UN envoy Ashraf Qazi warned of "a cycle of uncontrollable violence threatening the very social fabric of Iraq or any prospects for a future of peace, tolerance and unity".

In Sadr City, after a day of funeral processions, the US military said a helicopter destroyed a site where six rockets had been fired at a mosque in a nearby Sunni area. It said it acted to "prevent further escalation of sectarian violence".

Moqtada al-Sadr, the young cleric whose Mehdi Army militia dominates the sprawling east Baghdad slum, appealed for Muslim unity in a sermon but also demanded the leading religious figure from the Sunni minority issue a fatwa against al Qaeda members.

Such appeals after the bombing at Samarra in February of a major Shi'ite shrine failed to stop sectarian bloodshed that is killing 100 Iraqis a day, some of it blamed on Sadr's men.

Sadr also sought to take advantage of the carnage in Sadr City to ram home demands for an end to US occupation.
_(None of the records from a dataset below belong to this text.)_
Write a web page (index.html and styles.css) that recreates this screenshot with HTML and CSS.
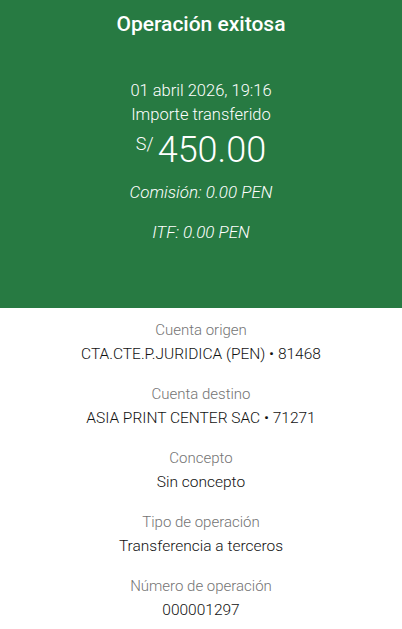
FILE: index.html
```html
<!DOCTYPE html>
<html lang="es">
<head>
    <meta charset="UTF-8">
    <meta name="viewport" content="width=device-width, initial-scale=1.0">
    <title>Operación exitosa</title>
    <link rel="stylesheet" href="styles.css">
</head>
<body>
    <div class="receipt">
        <div class="header">
            <h1>Operación exitosa</h1>
            <div class="summary">
                <p class="date">01 abril 2026, 19:16</p>
                <p class="caption">Importe transferido</p>
                <p class="amount"><span class="currency">S/</span>450.00</p>
                <p class="fee">Comisión: 0.00 PEN</p>
                <p class="fee">ITF: 0.00 PEN</p>
            </div>
        </div>
        <ul class="details">
            <li>
                <span class="label">Cuenta origen</span>
                <span class="value">CTA.CTE.P.JURIDICA (PEN) • 81468</span>
            </li>
            <li>
                <span class="label">Cuenta destino</span>
                <span class="value">ASIA PRINT CENTER SAC • 71271</span>
            </li>
            <li>
                <span class="label">Concepto</span>
                <span class="value">Sin concepto</span>
            </li>
            <li>
                <span class="label">Tipo de operación</span>
                <span class="value">Transferencia a terceros</span>
            </li>
            <li>
                <span class="label">Número de operación</span>
                <span class="value">000001297</span>
            </li>
        </ul>
    </div>
</body>
</html>
```

FILE: styles.css
```css
body {
    font-family: 'Roboto', 'Liberation Sans', sans-serif;
    font-weight: 300;
    background-color: #fff;
    margin: 0;
    padding: 0;
}
.receipt {
    width: 402px;
    text-align: center;
}
.header {
    background-color: #277a42;
    color: #fff;
    height: 308px;
    padding-top: 10px;
    box-sizing: border-box;
}
h1 {
    font-size: 21px;
    font-weight: 500;
    line-height: 28px;
    margin: 0;
}
.summary {
    margin-top: 41px;
}
.summary p {
    margin: 0;
}
.date, .caption {
    font-size: 16.5px;
    line-height: 24px;
}
.amount {
    font-size: 36px;
    line-height: 34px;
    margin-top: 0;
}
.currency {
    font-size: 18px;
    vertical-align: 12px;
    margin-right: 4px;
}
.summary .fee {
    font-size: 17px;
    font-style: italic;
    line-height: 24px;
    margin-top: 16px;
}
.summary .amount + .fee {
    margin-top: 13px;
}
.details {
    list-style-type: none;
    margin: 0;
    padding: 10px 0 0;
}
.details li {
    display: flex;
    flex-direction: column;
    margin-bottom: 16px;
}
.label {
    font-size: 15px;
    line-height: 24px;
    color: #747474;
}
.value {
    font-size: 15.5px;
    line-height: 24px;
    color: #121212;
}
```
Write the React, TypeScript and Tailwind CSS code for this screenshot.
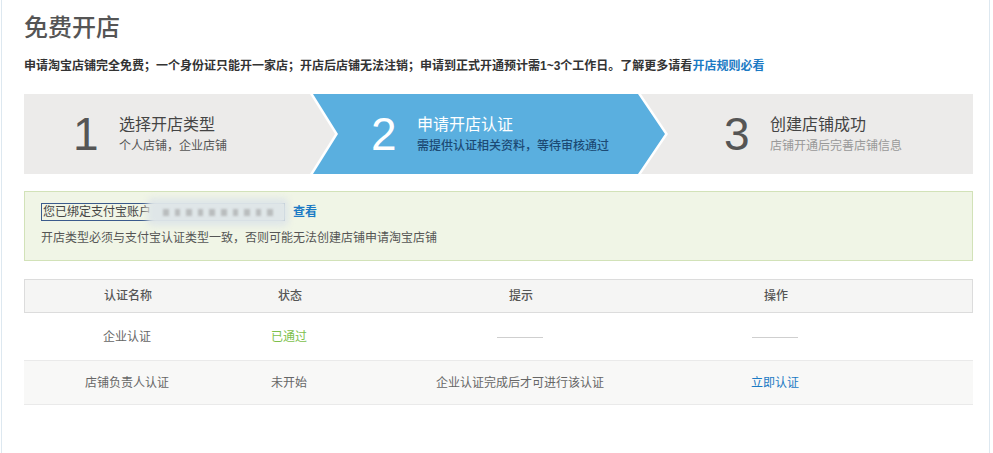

Aides said they would quit Shi'ite Prime Minister Nuri al-Maliki's cabinet and parliament if Maliki went ahead with a planned summit with President Bush in Jordan next week.

Bush was expected to discuss with Maliki how to give Iraqi forces more control, faster, to speed the prospect of US troops going home -- something voters showed they want by handing Congress to Bush's Democratic opponents this month.

Maliki is under US pressure to disband militias, which control parts of the police and army. But the premier depends on Sadr and his fellow Shi'ites to maintain his own position.

Sectarian bitterness has surfaced within the six-month-old government, after attacks on politicians. President Jalal Talabani, an ethic Kurd, convened the senior leadership for what he called a successfully frank late-night exchange of views.

Bush has said Washington's patience is limited and that he will not leave Americans in the crossfire of a civil war. He has urged Maliki to reach out to rebellious Sunnis, the minority dominant under Saddam Hussein. But many Shi'ites hesitate to share Iraq's power and oil wealth after centuries of oppression.

US reinforcements in Baghdad have failed to discourage 150,000 Iraqis a month from fleeing, many going abroad, others ending up in refugee camps controlled by sectarian factions.

Diplomacy involving Syria and Iran, which Washington says back militants in Iraq, has raised some hopes. But many question whether any leadership can control the fear and hatred that has taken root in Iraq's heavily armed civilian population.